Madsen is retiring this year after three terms representing Senate District 13 in Utah County and acknowledged that his move is "largely symbolic."
The move wasn't spurred by the GOP's nomination of Trump, he said though he did cite concerns about the New York billionaire's inexperience. Madsen previously voted for Sen. John McCain, former Massachusetts Gov. Mitt Romney and President George W. Bush, he said, even though they weren't his preferred candidates.
Nor, Madsen said, was the switch driven by the defeat of his medical marijuana legislation in this year's session. He had "toyed" with becoming a Libertarian prior to running that bill, he said, and might have if he didn't think it might hurt the bill's chances.
He credits his move to a slow-boil change in the Republican Party where he said "the scales tipped" away from those who espouse the strict civil liberties of Thomas Jefferson and toward those who favor the progressivism of Theodore Roosevelt and his frustrations as a legislator in Utah, which he sees as "an island of progressive, restrictive law in the middle of the Intermountain West" and where he often found himself at odds with members of the Republican Party.
State GOP legislation has led to a population that is "less free," he said.
Madsen said a turning point came when he received calls from people in his former neighborhood complaining that the Utah County Sheriff's Office threatened to arrest them if they didn't evacuate their homes because of a growing wildfire.
His research found that every other state in the region allowed citizens to remain with their property. Once Utah law enforcement spoke in opposition, he said, it didn't matter. His was the only vote for the bill in committee.
When the issue of Medicaid expansion was raised in the Senate Republican Caucus, Madsen said he was one of a few who voiced opposition to expanding a "government entitlement program" that he said is "going bankrupt."
The current direction of the Republican Party sometimes "makes me want to cry," he said, "because I've invested a lot in that party."
Libertarian National Committee Chairman Nicholas Sarwark said Madsen's move is part of an "accelerating movement" that includes state legislators in Nevada and Nebraska and is the result of a widening rift in the GOP establishment.
"After the disaster that we saw in Cleveland, in which a party that was once storied has nominated a reality show star for president, where the convention chairman's cutting off the microphone of a sitting U.S. senator, it's broken," Sarwark said. "It's fundamentally broken and it's dying."

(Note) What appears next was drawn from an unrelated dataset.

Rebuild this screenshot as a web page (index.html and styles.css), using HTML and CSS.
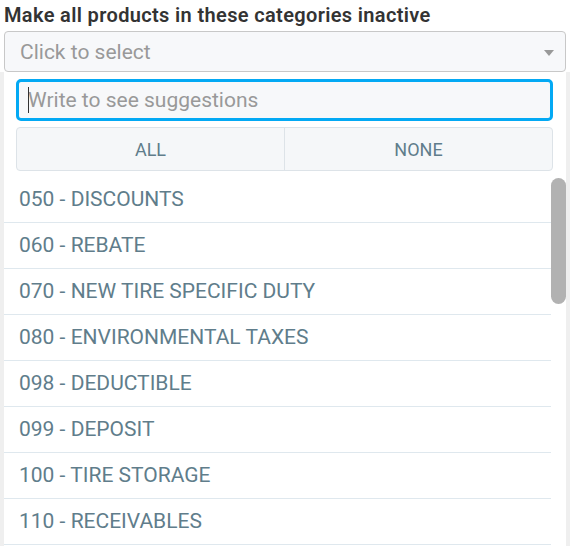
FILE: index.html
```html
<!DOCTYPE html>
<html lang="en">
<head>
  <meta charset="UTF-8">
  <title>Inactive categories</title>
  <meta name="viewport" content="width=device-width, initial-scale=1.0">
  <link rel="stylesheet" href="styles.css">
</head>
<body>

<div class="field">
  <label class="field-label">Make all products in these categories inactive</label>

  <div class="picker-box">
    <span class="placeholder">Click to select</span>
    <span class="caret"></span>
  </div>

  <div class="dropdown">
    <div class="search-wrap">
      <input type="text" class="search" placeholder="Write to see suggestions">
      <span class="text-cursor"></span>
    </div>

    <div class="bulk">
      <button>ALL</button>
      <button>NONE</button>
    </div>

    <div class="options-wrap">
      <ul class="options">
        <li>050 - DISCOUNTS</li>
        <li>060 - REBATE</li>
        <li>070 - NEW TIRE SPECIFIC DUTY</li>
        <li>080 - ENVIRONMENTAL TAXES</li>
        <li>098 - DEDUCTIBLE</li>
        <li>099 - DEPOSIT</li>
        <li>100 - TIRE STORAGE</li>
        <li>110 - RECEIVABLES</li>
      </ul>
      <div class="scrollbar"><div class="thumb"></div></div>
    </div>
  </div>
</div>

</body>
</html>
```

FILE: styles.css
```css
body {
  font-family: Roboto, 'Liberation Sans', sans-serif;
  margin: 0;
  padding: 0;
  background: #fff;
  color: #333;
  overflow: hidden;
}
.field {
  padding: 3px 4px 0 4px;
}
.field-label {
  display: block;
  font-size: 20px;
  font-weight: 600;
  letter-spacing: 0.35px;
  color: #333;
  line-height: 24px;
  margin-bottom: 4px;
}
.picker-box {
  display: flex;
  align-items: center;
  justify-content: space-between;
  height: 39px;
  padding: 0 11px 0 15px;
  border: 1px solid #c8c8c8;
  border-radius: 4px;
  background: #f7f8fa;
}
.placeholder {
  font-size: 21px;
  color: #999;
}
.caret {
  width: 0;
  height: 0;
  border-left: 5px solid transparent;
  border-right: 5px solid transparent;
  border-top: 6px solid #999;
  margin-top: 2px;
}
.dropdown {
  background: #fff;
  box-shadow: 0 0 0 4px #efefef;
  clip-path: inset(0 -4px -4px -4px);
  padding-top: 7px;
}
.search-wrap {
  position: relative;
  margin: 0 13px 0 12px;
}
.search {
  display: block;
  box-sizing: border-box;
  width: 100%;
  height: 42px;
  padding: 0 9px;
  border: 3px solid #03a9f4;
  border-radius: 5px;
  background: #f7f8fa;
  font-family: inherit;
  font-size: 21px;
  color: #333;
  outline: none;
}
.search::placeholder {
  color: #999;
}
.text-cursor {
  position: absolute;
  left: 12px;
  top: 8px;
  width: 1px;
  height: 26px;
  background: #333;
}
.bulk {
  display: flex;
  margin: 6px 13px 0 12px;
  border: 1px solid #dde3e8;
  border-radius: 4px;
  background: #f5f7f9;
  overflow: hidden;
}
.bulk button {
  flex: 1;
  height: 42px;
  border: none;
  background: none;
  font-family: inherit;
  font-size: 18px;
  color: #607d8b;
  cursor: pointer;
}
.bulk button + button {
  border-left: 1px solid #dde3e8;
}
.options-wrap {
  display: flex;
  margin-top: 6px;
  height: 380px;
}
.options {
  flex: 1;
  list-style: none;
  margin: 0;
  padding: 0;
  overflow: hidden;
}
.options li {
  height: 45px;
  line-height: 45px;
  padding-left: 15px;
  border-bottom: 1px solid #dfe8ee;
  font-size: 21px;
  color: #607d8b;
}
.scrollbar {
  width: 15px;
  background: #fff;
}
.thumb {
  height: 126px;
  margin-top: 1px;
  background: #b2b2b2;
  border-radius: 8px;
}
```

Earlier this year, Madsen hosted Libertarian presidential candidate Gary Johnson during a visit to the Utah Legislature, and the senator introduced Johnson to the Republican and Democratic caucuses. In April, Madsen gave the keynote at the state Libertarian Party convention. Then, in May, he flew to Orlando, Fla., to speak at the party's national convention.
He said he's been in touch with national party officials since that visit. After Trump "sailed through" the convention, he said, he called and told them he was game for a change.
While he still has friends in both major parties, Madsen said, "in the Libertarian Party, I find a lot of people with whom I disagree on any given issue, but the one thing we agree on is it's not the government's business, and that's a great place to be."
Madsen's wife, Erin, said she hasn't changed her party allegiance, but she will vote for Libertarian Gary Johnson, a former Republican governor of New Mexico. For her, the convention truly was a turning point, she said.
"That was my tribe," she said. "That was my people. ... I believed deeply in what I thought the Republican Party believed. But after having gone to the convention in Cleveland, I don't think that's my tribe anymore. They don't believe what I believe. And you're going to think this is crazy but it's like a death in the family for me. It breaks my heart."
Madsen, of Saratoga Springs, said he still plans to move to South America, as he announced earlier this year, and that he has been back and forth to the continent on business. He expects his family to move "by this time next year."
He credited his hectic schedule for the timing of his announcement, though Erin Madsen said it was fitting that her husband a direct descendant of original Mormon settler Ezra T. Benson would become Utah's only Libertarian senator on Pioneer Day.